For US treasuries the buyers are now waning. The most recent evidence points to the Fed as the main buyer of these bonds last year, with the Chinese second in line and then the banks.
Cash out of US treasuries today and you are paid back in devalued money. Money that is devaluing because the Fed is printing it. But the total amount of money outstanding is so huge that the market would instantly crash if everybody demanded their money back. That is indeed by definition a Ponzi scheme.
Why do the Chinese and banks around the world keep on buying US T-bonds? It is of course a matter of self-interest. If they stopped then the value of their assets held in treasuries would crash in value and the whole financial system tumble. And for US banks buying bonds with free money from the Fed is a money spinner.

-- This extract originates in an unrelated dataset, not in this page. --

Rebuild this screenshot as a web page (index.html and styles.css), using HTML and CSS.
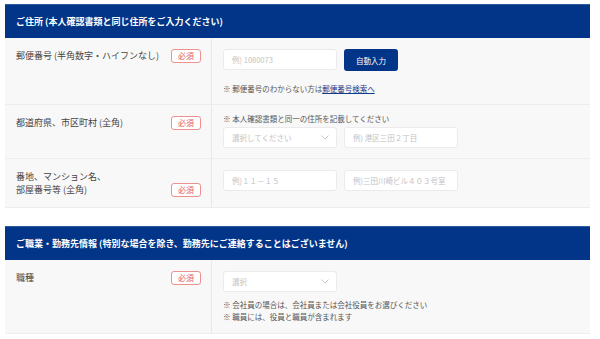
FILE: index.html
```html
<!DOCTYPE html>
<html lang="ja">
<head>
<meta charset="UTF-8">
<meta name="viewport" content="width=device-width, initial-scale=1.0">
<title>お客様情報入力</title>
<link rel="stylesheet" href="styles.css">
</head>
<body>
<div class="page">
    <!-- ご住所 -->
    <section class="form-section">
        <h2 class="section-title">ご住所 (本人確認書類と同じ住所をご入力ください)</h2>
        <div class="form-row">
            <div class="form-label">
                <span class="label-text">郵便番号 (半角数字・ハイフンなし)</span>
                <span class="required">必須</span>
            </div>
            <div class="form-field">
                <div class="field-line">
                    <input type="text" class="text-input" placeholder="例) 1080073">
                    <button type="button" class="btn-auto">自動入力</button>
                </div>
                <p class="note note-zip">※ 郵便番号のわからない方は<a href="#" class="note-link">郵便番号検索へ</a></p>
            </div>
        </div>
        <div class="form-row">
            <div class="form-label">
                <span class="label-text">都道府県、市区町村 (全角)</span>
                <span class="required">必須</span>
            </div>
            <div class="form-field">
                <p class="note note-top">※ 本人確認書類と同一の住所を記載してください</p>
                <div class="field-line">
                    <div class="select-box">
                        <span class="select-text">選択してください</span>
                        <svg class="chevron" width="8" height="5" viewBox="0 0 8 5"><path d="M0.5 0.5 L4 4 L7.5 0.5" fill="none" stroke="#c4c4c4" stroke-width="0.9"/></svg>
                    </div>
                    <input type="text" class="text-input" placeholder="例) 港区三田２丁目">
                </div>
            </div>
        </div>
        <div class="form-row">
            <div class="form-label label-multi">
                <span class="label-text">番地、マンション名、<br>部屋番号等 (全角)</span>
                <span class="required">必須</span>
            </div>
            <div class="form-field">
                <div class="field-line">
                    <input type="text" class="text-input" placeholder="例)１１－１５">
                    <input type="text" class="text-input" placeholder="例)三田川崎ビル４０３号室">
                </div>
            </div>
        </div>
    </section>

    <!-- ご職業・勤務先情報 -->
    <section class="form-section">
        <h2 class="section-title">ご職業・勤務先情報 (特別な場合を除き、勤務先にご連絡することはございません)</h2>
        <div class="form-row">
            <div class="form-label">
                <span class="label-text">職種</span>
                <span class="required">必須</span>
            </div>
            <div class="form-field">
                <div class="select-box">
                    <span class="select-text">選択</span>
                    <svg class="chevron" width="8" height="5" viewBox="0 0 8 5"><path d="M0.5 0.5 L4 4 L7.5 0.5" fill="none" stroke="#c4c4c4" stroke-width="0.9"/></svg>
                </div>
                <p class="note note-job">※ 会社員の場合は、会社員または会社役員をお選びください<br>※ 職員には、役員と職員が含まれます</p>
            </div>
        </div>
    </section>
</div>
</body>
</html>
```

FILE: styles.css
```css
/* 全体 */
body {
    margin: 0;
    background: #fff;
    font-family: "Noto Sans CJK JP", "Noto Sans", sans-serif;
    color: #444;
}
.page {
    width: 585px;
    padding: 4px 0 0 5px;
}
/* セクション */
.form-section {
    margin-bottom: 18px;
    background: #f8f8f8;
}
.section-title {
    margin: 0;
    height: 34px;
    line-height: 34px;
    padding-left: 11px;
    background: #023587;
    border-top: 1px solid #2e5aa0;
    box-sizing: border-box;
    color: #fff;
    font-size: 9px;
    font-weight: bold;
}
/* 行 */
.form-row {
    display: grid;
    grid-template-columns: 207px 1fr;
    border-bottom: 1px solid #ebedf0;
}
.form-label {
    display: flex;
    justify-content: space-between;
    align-items: flex-start;
    padding: 11px 10px 11px 11px;
    border-right: 1px solid #e4e9ef;
    box-sizing: border-box;
}
.label-text {
    font-size: 9px;
    line-height: 14px;
    color: #444;
}
.label-multi .label-text {
    line-height: 13px;
    padding-top: 0;
}
.label-multi .required {
    align-self: flex-end;
    margin-bottom: -1px;
}
.required {
    flex: none;
    width: 30px;
    height: 14px;
    line-height: 12px;
    box-sizing: border-box;
    border: 1px solid #ee9090;
    border-radius: 3px;
    background: #fff;
    color: #e35d5d;
    font-size: 8px;
    text-align: center;
}
.form-field {
    padding: 11px 11px 10px 11px;
}
.field-line {
    display: flex;
    gap: 7px;
}
/* 入力 */
.text-input,
.select-box {
    width: 114px;
    height: 21px;
    box-sizing: border-box;
    border: 1px solid #ebebeb;
    border-radius: 3px;
    background: #fff;
    padding: 0 8px;
    font-family: inherit;
    font-size: 7.5px;
    color: #444;
    outline: none;
}
.text-input::placeholder {
    color: #c2c2c2;
}
.select-box {
    display: flex;
    align-items: center;
    justify-content: space-between;
}
.select-text {
    color: #c2c2c2;
}
.chevron {
    margin-right: -1px;
}
.btn-auto {
    width: 54px;
    height: 22px;
    border: none;
    border-radius: 3px;
    background: #023587;
    color: #fff;
    font-family: inherit;
    font-size: 7.5px;
    cursor: pointer;
}
/* 注記 */
.note {
    margin: 0;
    font-size: 7.5px;
    line-height: 11px;
    color: #555;
}
.note-zip {
    margin-top: 12px;
}
.note-top {
    margin-top: -3px;
    margin-bottom: 3px;
}
.note-job {
    margin-top: 7px;
    line-height: 12px;
}
.note-link {
    color: #123c8a;
}
```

If you look back at major financial crises in history then no serious crisis has ever ended without a crash in the bond market. It would therefore be far more surprising if the current global financial crisis avoided a bond crash than if it happened.
The problem is timing the bond market. Recent stock market crashes have generally happened without warning, in fact when the market participants were actually at their most complacent. Nasty things jump out in the night, they are not well advertised in advance.
So the obvious message on bonds ought to be diversification. But into what? Stock markets are also going to take a pummeling when bonds fall because the economic impact will be considerable, and that will upset commodity prices too.
If historical, or perhaps we should say hysterical, precedent is any guide then a bond market crash leads to a massive hike in gold and silver prices in a flight to real assets which may also include property, despite the impact on interest rates.
Cash will also suddenly look mightily attractive as interest rates will shoot up in a real bond crash until the market finds a level at which those who own capital feel secure enough to lend it.
Central bank impotence
It might be unduly alarmist to be talking about a bond market crash in 2010. The Fed and central banks are going to want to indefinitely postpone this event if at all possible. But people are getting far too complacent about the capacity of these authorities to direct markets.
Did they prevent the US housing market crash or the banking crisis or the stock market crash? And how solid is the recovery in 2009 if it rests on a Ponzi scheme? It is certainly a good argument for cautious diversification in asset allocation for 2010.